BRIEF: Take all the material and copy it exactly.

DATASET SECTION:
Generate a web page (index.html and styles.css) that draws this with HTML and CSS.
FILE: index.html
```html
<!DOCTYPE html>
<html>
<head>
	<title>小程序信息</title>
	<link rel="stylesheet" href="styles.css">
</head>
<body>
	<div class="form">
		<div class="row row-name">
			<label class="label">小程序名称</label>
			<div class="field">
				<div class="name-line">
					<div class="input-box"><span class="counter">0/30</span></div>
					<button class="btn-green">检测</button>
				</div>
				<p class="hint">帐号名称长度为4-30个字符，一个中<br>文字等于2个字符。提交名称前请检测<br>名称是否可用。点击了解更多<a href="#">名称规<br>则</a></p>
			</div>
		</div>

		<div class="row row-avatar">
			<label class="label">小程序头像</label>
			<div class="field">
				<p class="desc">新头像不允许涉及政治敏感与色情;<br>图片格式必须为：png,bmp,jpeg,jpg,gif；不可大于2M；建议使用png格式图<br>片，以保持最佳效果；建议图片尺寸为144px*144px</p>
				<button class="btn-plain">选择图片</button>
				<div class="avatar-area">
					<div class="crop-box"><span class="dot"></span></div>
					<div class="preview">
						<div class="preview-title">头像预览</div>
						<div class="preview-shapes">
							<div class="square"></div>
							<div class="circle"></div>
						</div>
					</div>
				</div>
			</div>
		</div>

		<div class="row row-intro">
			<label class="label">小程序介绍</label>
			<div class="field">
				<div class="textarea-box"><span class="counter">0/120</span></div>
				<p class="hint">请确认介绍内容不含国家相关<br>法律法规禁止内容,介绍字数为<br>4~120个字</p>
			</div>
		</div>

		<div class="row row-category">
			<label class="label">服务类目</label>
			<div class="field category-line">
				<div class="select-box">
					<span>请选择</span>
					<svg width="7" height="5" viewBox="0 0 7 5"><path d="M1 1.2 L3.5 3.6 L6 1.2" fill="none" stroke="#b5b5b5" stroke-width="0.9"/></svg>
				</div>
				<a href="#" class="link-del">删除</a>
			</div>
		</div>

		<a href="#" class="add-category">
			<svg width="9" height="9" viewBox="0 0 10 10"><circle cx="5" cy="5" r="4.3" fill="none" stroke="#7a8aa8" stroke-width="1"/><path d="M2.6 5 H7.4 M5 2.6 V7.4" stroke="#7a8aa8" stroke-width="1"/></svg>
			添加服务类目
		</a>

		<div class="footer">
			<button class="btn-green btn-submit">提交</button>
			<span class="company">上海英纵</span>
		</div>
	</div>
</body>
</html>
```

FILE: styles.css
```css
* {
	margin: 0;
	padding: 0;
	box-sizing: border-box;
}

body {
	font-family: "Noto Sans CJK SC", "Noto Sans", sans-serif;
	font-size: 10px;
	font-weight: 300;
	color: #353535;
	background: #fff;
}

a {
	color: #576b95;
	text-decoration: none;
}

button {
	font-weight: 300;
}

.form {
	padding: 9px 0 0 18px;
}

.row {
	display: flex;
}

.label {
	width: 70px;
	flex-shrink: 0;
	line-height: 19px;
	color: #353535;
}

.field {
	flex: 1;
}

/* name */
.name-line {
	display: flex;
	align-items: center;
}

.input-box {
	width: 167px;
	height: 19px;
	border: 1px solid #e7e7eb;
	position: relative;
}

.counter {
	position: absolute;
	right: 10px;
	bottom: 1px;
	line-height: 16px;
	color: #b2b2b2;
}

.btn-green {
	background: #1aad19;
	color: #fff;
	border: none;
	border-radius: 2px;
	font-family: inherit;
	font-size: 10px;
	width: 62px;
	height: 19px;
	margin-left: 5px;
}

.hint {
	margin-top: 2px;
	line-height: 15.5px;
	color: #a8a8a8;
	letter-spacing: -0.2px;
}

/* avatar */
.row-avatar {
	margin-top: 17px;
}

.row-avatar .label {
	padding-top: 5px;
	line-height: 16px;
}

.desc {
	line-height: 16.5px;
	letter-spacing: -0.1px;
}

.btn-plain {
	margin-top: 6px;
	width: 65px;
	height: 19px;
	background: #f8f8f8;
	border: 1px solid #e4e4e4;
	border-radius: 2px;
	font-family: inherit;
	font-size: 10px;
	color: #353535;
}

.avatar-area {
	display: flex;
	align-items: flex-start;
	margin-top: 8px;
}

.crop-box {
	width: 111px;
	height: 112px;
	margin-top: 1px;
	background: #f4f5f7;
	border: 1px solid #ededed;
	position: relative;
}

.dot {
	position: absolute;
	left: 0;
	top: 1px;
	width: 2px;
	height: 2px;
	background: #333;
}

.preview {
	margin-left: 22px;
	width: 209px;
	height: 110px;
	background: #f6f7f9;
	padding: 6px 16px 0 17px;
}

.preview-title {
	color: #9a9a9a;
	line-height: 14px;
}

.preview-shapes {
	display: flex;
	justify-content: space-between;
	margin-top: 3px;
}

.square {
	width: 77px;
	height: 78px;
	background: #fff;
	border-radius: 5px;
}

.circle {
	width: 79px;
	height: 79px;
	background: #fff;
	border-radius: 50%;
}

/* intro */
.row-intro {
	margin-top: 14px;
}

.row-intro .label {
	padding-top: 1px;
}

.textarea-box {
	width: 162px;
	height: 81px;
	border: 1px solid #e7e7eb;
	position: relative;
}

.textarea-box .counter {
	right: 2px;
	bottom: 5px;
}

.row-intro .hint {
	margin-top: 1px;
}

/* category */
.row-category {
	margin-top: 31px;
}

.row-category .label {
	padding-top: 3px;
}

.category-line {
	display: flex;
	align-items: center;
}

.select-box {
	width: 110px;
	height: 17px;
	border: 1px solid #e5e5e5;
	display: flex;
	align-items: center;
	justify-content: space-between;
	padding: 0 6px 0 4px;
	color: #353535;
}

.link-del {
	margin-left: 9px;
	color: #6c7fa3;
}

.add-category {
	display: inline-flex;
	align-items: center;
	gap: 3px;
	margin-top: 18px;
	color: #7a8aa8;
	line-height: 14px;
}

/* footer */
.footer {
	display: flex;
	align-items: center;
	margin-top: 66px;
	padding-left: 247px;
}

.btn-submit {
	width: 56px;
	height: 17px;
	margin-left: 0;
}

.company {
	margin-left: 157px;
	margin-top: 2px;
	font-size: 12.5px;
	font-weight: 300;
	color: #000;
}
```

PROBLEM SOLUTION:
Generate a web page (index.html and styles.css) that draws this with HTML and CSS.
FILE: index.html
```html
<!DOCTYPE html>
<html>
<head>
	<title>小程序信息</title>
	<link rel="stylesheet" href="styles.css">
</head>
<body>
	<div class="form">
		<div class="row row-name">
			<label class="label">小程序名称</label>
			<div class="field">
				<div class="name-line">
					<div class="input-box"><span class="counter">0/30</span></div>
					<button class="btn-green">检测</button>
				</div>
				<p class="hint">帐号名称长度为4-30个字符，一个中<br>文字等于2个字符。提交名称前请检测<br>名称是否可用。点击了解更多<a href="#">名称规<br>则</a></p>
			</div>
		</div>

		<div class="row row-avatar">
			<label class="label">小程序头像</label>
			<div class="field">
				<p class="desc">新头像不允许涉及政治敏感与色情;<br>图片格式必须为：png,bmp,jpeg,jpg,gif；不可大于2M；建议使用png格式图<br>片，以保持最佳效果；建议图片尺寸为144px*144px</p>
				<button class="btn-plain">选择图片</button>
				<div class="avatar-area">
					<div class="crop-box"><span class="dot"></span></div>
					<div class="preview">
						<div class="preview-title">头像预览</div>
						<div class="preview-shapes">
							<div class="square"></div>
							<div class="circle"></div>
						</div>
					</div>
				</div>
			</div>
		</div>

		<div class="row row-intro">
			<label class="label">小程序介绍</label>
			<div class="field">
				<div class="textarea-box"><span class="counter">0/120</span></div>
				<p class="hint">请确认介绍内容不含国家相关<br>法律法规禁止内容,介绍字数为<br>4~120个字</p>
			</div>
		</div>

		<div class="row row-category">
			<label class="label">服务类目</label>
			<div class="field category-line">
				<div class="select-box">
					<span>请选择</span>
					<svg width="7" height="5" viewBox="0 0 7 5"><path d="M1 1.2 L3.5 3.6 L6 1.2" fill="none" stroke="#b5b5b5" stroke-width="0.9"/></svg>
				</div>
				<a href="#" class="link-del">删除</a>
			</div>
		</div>

		<a href="#" class="add-category">
			<svg width="9" height="9" viewBox="0 0 10 10"><circle cx="5" cy="5" r="4.3" fill="none" stroke="#7a8aa8" stroke-width="1"/><path d="M2.6 5 H7.4 M5 2.6 V7.4" stroke="#7a8aa8" stroke-width="1"/></svg>
			添加服务类目
		</a>

		<div class="footer">
			<button class="btn-green btn-submit">提交</button>
			<span class="company">上海英纵</span>
		</div>
	</div>
</body>
</html>
```

FILE: styles.css
```css
* {
	margin: 0;
	padding: 0;
	box-sizing: border-box;
}

body {
	font-family: "Noto Sans CJK SC", "Noto Sans", sans-serif;
	font-size: 10px;
	font-weight: 300;
	color: #353535;
	background: #fff;
}

a {
	color: #576b95;
	text-decoration: none;
}

button {
	font-weight: 300;
}

.form {
	padding: 9px 0 0 18px;
}

.row {
	display: flex;
}

.label {
	width: 70px;
	flex-shrink: 0;
	line-height: 19px;
	color: #353535;
}

.field {
	flex: 1;
}

/* name */
.name-line {
	display: flex;
	align-items: center;
}

.input-box {
	width: 167px;
	height: 19px;
	border: 1px solid #e7e7eb;
	position: relative;
}

.counter {
	position: absolute;
	right: 10px;
	bottom: 1px;
	line-height: 16px;
	color: #b2b2b2;
}

.btn-green {
	background: #1aad19;
	color: #fff;
	border: none;
	border-radius: 2px;
	font-family: inherit;
	font-size: 10px;
	width: 62px;
	height: 19px;
	margin-left: 5px;
}

.hint {
	margin-top: 2px;
	line-height: 15.5px;
	color: #a8a8a8;
	letter-spacing: -0.2px;
}

/* avatar */
.row-avatar {
	margin-top: 17px;
}

.row-avatar .label {
	padding-top: 5px;
	line-height: 16px;
}

.desc {
	line-height: 16.5px;
	letter-spacing: -0.1px;
}

.btn-plain {
	margin-top: 6px;
	width: 65px;
	height: 19px;
	background: #f8f8f8;
	border: 1px solid #e4e4e4;
	border-radius: 2px;
	font-family: inherit;
	font-size: 10px;
	color: #353535;
}

.avatar-area {
	display: flex;
	align-items: flex-start;
	margin-top: 8px;
}

.crop-box {
	width: 111px;
	height: 112px;
	margin-top: 1px;
	background: #f4f5f7;
	border: 1px solid #ededed;
	position: relative;
}

.dot {
	position: absolute;
	left: 0;
	top: 1px;
	width: 2px;
	height: 2px;
	background: #333;
}

.preview {
	margin-left: 22px;
	width: 209px;
	height: 110px;
	background: #f6f7f9;
	padding: 6px 16px 0 17px;
}

.preview-title {
	color: #9a9a9a;
	line-height: 14px;
}

.preview-shapes {
	display: flex;
	justify-content: space-between;
	margin-top: 3px;
}

.square {
	width: 77px;
	height: 78px;
	background: #fff;
	border-radius: 5px;
}

.circle {
	width: 79px;
	height: 79px;
	background: #fff;
	border-radius: 50%;
}

/* intro */
.row-intro {
	margin-top: 14px;
}

.row-intro .label {
	padding-top: 1px;
}

.textarea-box {
	width: 162px;
	height: 81px;
	border: 1px solid #e7e7eb;
	position: relative;
}

.textarea-box .counter {
	right: 2px;
	bottom: 5px;
}

.row-intro .hint {
	margin-top: 1px;
}

/* category */
.row-category {
	margin-top: 31px;
}

.row-category .label {
	padding-top: 3px;
}

.category-line {
	display: flex;
	align-items: center;
}

.select-box {
	width: 110px;
	height: 17px;
	border: 1px solid #e5e5e5;
	display: flex;
	align-items: center;
	justify-content: space-between;
	padding: 0 6px 0 4px;
	color: #353535;
}

.link-del {
	margin-left: 9px;
	color: #6c7fa3;
}

.add-category {
	display: inline-flex;
	align-items: center;
	gap: 3px;
	margin-top: 18px;
	color: #7a8aa8;
	line-height: 14px;
}

/* footer */
.footer {
	display: flex;
	align-items: center;
	margin-top: 66px;
	padding-left: 247px;
}

.btn-submit {
	width: 56px;
	height: 17px;
	margin-left: 0;
}

.company {
	margin-left: 157px;
	margin-top: 2px;
	font-size: 12.5px;
	font-weight: 300;
	color: #000;
}
```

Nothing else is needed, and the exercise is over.